— begin —

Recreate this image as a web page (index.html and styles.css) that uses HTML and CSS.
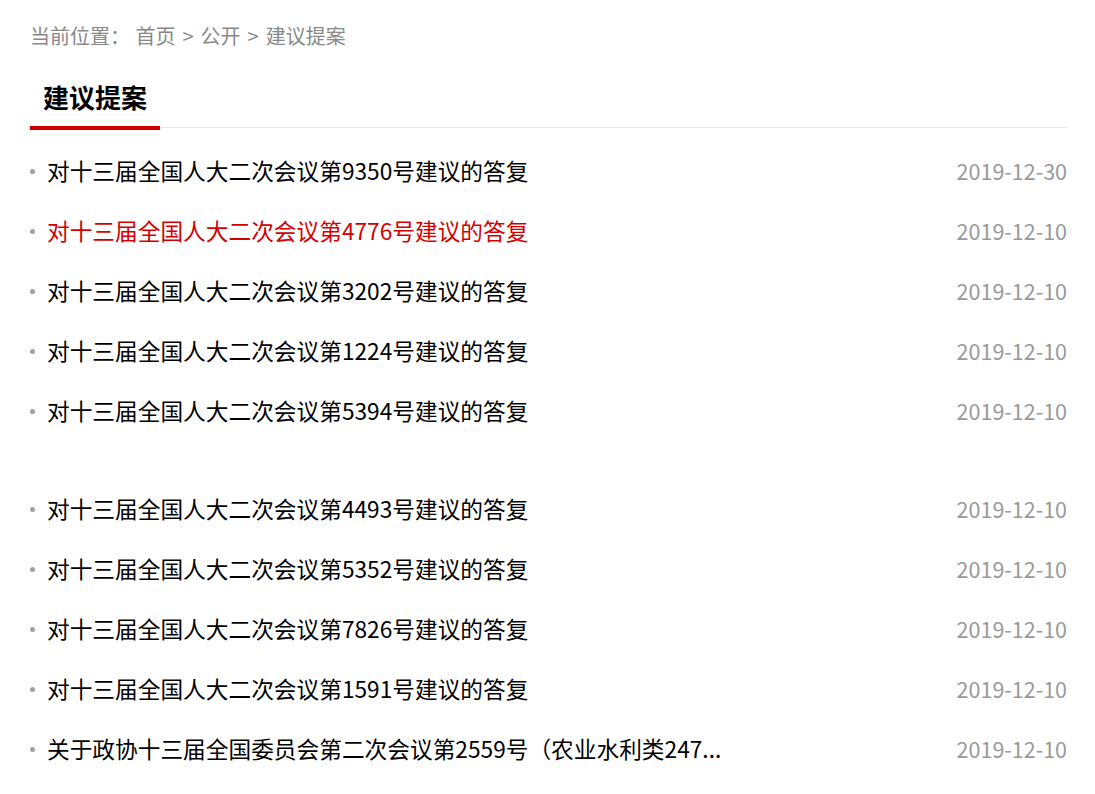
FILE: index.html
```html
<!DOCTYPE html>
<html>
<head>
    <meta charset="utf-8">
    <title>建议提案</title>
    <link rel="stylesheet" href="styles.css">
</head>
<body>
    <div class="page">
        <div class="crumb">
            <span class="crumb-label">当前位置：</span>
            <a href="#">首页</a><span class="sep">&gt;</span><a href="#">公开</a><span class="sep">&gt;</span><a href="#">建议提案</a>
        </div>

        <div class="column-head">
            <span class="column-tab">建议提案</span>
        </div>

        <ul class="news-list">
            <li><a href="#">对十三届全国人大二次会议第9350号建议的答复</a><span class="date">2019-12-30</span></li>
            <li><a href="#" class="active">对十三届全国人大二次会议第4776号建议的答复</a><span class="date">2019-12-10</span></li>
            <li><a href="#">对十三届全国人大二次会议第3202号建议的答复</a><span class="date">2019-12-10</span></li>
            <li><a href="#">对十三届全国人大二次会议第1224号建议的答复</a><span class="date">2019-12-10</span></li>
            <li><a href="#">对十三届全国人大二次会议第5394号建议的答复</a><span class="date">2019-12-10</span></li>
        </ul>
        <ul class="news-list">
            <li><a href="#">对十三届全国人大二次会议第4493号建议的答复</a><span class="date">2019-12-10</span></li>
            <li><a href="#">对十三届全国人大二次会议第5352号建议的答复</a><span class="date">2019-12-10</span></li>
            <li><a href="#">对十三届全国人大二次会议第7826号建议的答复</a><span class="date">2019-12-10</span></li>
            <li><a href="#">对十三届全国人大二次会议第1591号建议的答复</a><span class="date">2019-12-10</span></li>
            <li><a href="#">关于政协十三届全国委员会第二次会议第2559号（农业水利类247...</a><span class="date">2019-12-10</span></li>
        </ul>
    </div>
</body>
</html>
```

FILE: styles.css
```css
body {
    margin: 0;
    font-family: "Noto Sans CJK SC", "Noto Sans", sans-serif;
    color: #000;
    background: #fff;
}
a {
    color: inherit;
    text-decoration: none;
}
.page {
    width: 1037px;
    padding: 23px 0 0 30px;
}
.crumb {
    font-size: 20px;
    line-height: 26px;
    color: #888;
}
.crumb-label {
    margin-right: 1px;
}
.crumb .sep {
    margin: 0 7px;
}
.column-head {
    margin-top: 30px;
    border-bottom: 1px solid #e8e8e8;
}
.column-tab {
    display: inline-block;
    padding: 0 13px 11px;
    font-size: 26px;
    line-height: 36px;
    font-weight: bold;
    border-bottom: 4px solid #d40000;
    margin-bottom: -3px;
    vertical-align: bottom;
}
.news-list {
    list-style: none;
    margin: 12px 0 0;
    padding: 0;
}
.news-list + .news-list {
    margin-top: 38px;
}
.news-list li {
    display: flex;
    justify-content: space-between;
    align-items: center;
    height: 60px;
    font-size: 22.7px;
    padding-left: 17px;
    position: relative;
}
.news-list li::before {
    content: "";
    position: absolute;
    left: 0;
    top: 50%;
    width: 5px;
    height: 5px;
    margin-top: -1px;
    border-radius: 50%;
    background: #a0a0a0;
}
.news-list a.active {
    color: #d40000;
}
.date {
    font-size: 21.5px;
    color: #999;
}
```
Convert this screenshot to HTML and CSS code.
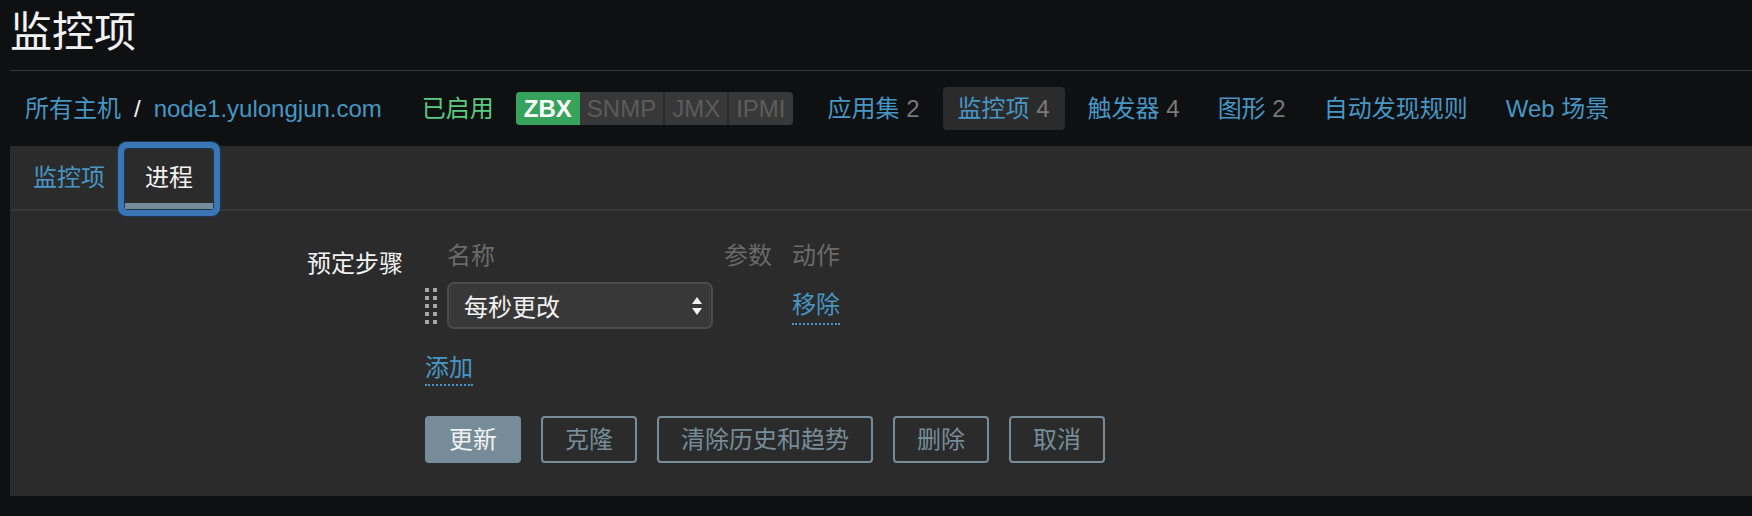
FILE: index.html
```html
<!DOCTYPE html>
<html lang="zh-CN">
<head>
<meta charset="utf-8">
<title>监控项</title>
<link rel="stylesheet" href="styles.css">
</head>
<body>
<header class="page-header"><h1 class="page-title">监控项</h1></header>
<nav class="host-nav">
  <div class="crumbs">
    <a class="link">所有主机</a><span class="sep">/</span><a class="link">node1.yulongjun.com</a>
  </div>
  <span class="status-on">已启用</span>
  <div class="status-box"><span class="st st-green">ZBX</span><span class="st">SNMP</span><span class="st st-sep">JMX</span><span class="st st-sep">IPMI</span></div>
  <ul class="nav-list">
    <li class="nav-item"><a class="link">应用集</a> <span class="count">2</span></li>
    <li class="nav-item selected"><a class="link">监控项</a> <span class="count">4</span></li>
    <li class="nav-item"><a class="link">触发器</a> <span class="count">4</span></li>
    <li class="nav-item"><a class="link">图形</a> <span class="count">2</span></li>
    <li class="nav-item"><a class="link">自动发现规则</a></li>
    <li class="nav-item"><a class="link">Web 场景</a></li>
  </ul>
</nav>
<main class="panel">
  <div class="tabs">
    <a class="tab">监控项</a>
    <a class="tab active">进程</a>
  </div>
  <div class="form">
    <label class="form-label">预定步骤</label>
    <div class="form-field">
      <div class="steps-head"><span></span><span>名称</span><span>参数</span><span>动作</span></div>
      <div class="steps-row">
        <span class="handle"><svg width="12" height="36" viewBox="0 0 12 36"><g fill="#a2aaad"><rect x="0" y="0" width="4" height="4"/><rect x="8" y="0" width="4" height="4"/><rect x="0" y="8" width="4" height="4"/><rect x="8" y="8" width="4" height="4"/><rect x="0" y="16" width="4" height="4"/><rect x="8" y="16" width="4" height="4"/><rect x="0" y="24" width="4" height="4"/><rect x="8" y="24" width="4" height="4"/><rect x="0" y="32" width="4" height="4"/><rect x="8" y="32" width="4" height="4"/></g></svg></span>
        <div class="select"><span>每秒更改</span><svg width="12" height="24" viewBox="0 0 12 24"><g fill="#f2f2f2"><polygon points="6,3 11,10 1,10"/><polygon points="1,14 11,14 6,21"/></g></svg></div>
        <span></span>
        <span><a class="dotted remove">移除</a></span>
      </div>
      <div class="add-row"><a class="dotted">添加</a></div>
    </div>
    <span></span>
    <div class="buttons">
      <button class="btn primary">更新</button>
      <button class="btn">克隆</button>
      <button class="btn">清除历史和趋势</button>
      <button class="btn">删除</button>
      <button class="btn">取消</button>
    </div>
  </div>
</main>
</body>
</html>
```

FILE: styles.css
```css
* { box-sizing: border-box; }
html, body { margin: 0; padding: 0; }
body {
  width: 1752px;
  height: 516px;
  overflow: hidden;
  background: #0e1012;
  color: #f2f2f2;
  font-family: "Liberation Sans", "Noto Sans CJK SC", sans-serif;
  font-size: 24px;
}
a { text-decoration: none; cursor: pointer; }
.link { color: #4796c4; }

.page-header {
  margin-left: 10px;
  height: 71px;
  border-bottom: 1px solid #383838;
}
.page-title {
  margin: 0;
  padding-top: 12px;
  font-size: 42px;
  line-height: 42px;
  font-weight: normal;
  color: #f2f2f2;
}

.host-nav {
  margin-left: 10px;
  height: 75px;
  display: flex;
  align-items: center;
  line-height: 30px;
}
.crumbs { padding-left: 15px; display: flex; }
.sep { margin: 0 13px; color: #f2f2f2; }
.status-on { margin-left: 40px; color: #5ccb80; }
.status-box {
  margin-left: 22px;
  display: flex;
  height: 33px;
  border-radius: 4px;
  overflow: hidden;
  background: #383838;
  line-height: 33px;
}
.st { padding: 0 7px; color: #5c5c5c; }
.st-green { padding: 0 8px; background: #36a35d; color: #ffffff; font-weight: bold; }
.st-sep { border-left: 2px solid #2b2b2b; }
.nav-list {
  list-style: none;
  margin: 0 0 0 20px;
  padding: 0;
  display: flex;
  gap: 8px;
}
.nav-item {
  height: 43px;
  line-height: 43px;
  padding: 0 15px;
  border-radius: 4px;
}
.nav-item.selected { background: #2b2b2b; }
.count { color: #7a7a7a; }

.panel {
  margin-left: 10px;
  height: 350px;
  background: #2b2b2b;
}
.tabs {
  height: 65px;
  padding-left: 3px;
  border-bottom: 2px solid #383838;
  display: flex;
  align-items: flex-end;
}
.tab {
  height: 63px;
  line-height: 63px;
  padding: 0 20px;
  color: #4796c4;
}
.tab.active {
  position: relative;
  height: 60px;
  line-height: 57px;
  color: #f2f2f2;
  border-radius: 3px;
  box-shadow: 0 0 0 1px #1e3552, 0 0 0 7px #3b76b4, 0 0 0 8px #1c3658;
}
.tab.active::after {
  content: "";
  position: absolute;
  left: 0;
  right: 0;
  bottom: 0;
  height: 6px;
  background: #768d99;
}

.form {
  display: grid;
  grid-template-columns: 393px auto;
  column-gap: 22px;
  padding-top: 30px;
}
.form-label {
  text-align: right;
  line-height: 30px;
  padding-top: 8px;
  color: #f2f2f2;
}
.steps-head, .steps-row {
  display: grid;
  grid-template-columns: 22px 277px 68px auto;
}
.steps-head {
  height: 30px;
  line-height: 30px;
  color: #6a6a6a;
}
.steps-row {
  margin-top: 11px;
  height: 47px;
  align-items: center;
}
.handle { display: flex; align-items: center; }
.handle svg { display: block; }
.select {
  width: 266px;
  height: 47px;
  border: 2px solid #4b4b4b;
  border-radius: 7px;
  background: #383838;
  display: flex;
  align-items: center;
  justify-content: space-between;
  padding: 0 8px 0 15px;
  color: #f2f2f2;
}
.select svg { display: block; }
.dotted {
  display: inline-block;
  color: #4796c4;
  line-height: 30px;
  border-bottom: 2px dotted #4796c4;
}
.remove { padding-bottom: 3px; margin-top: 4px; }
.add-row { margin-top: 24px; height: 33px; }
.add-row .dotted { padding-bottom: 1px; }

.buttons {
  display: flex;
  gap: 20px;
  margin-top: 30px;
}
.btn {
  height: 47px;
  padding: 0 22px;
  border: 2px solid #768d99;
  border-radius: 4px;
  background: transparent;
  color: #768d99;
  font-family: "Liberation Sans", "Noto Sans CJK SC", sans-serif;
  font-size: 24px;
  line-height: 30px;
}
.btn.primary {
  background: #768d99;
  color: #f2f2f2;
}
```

— end —

STATED EXERCISE: Pull out every line of the records above that contains the word "page".

EXERCISE OUTPUT:
Recreate this image as a web page (index.html and styles.css) that uses HTML and CSS.
    <div class="page">
.page {
<header class="page-header"><h1 class="page-title">监控项</h1></header>
.page-header {
.page-title {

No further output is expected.